Mbaye, who’s Senegalese, aims to build partnerships with farmers in West Africa in order to ethically source ingredients and give back. She says, “I’ve seen what the uplifting of certain ingredients and what K-Beauty has been able to do for the South Korean economy, and I really do hope to enact a similar change when it comes to West African agricultural spaces, especially because I’m seeing that people are extracting a lot of resources from, say, Senegal, from Nigeria, from the places that [the Sliq team] is from and very little is being returned back to the people who are doing the manual labor there.”

“I respect the legacy players, but I think there’s a lot of space to play.”

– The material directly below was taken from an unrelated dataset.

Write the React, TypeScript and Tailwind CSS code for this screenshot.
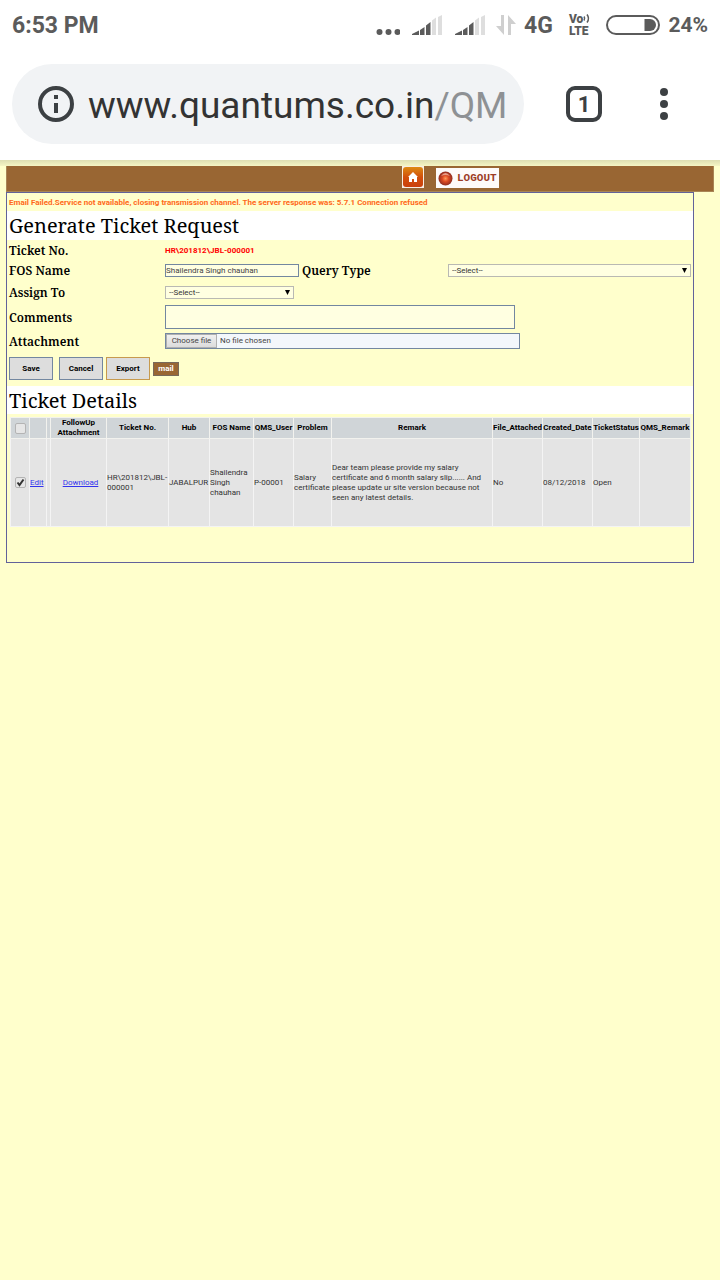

At Sliq, leading with education is paramount. It’s assembling an advisory board with medical professionals to deliver expert advice on hair or scalp issues. Another education-first piece of its business will be a concept salon offering treatments along with training sessions on styling textured hair and providing a venue for Sliq events.

“It didn’t become mandatory for stylists to learn how to style textured hair in the U.K. until last year, and that kind of has a ripple effect on what’s available to people and who they’re able to trust with their hair,” says Mbaye. “We want to make it so that it’s easier for people who want to focus on braiding, who want to focus on wigs and weaves to actually create a career path.”

The biggest goal for the salon is to cultivate a safe space for Sliq’s community. “That means allowing people to step into our world and not feel like they need to have a certain level of knowledge about their hair coming in,” says Mbaye. “There’s a lot of fearmongering on places like YouTube, and we’re trying to take that away. That’s going to happen through in-person events, but also through developing a space where people can have these conversations with each other, with us and with all the professionals.”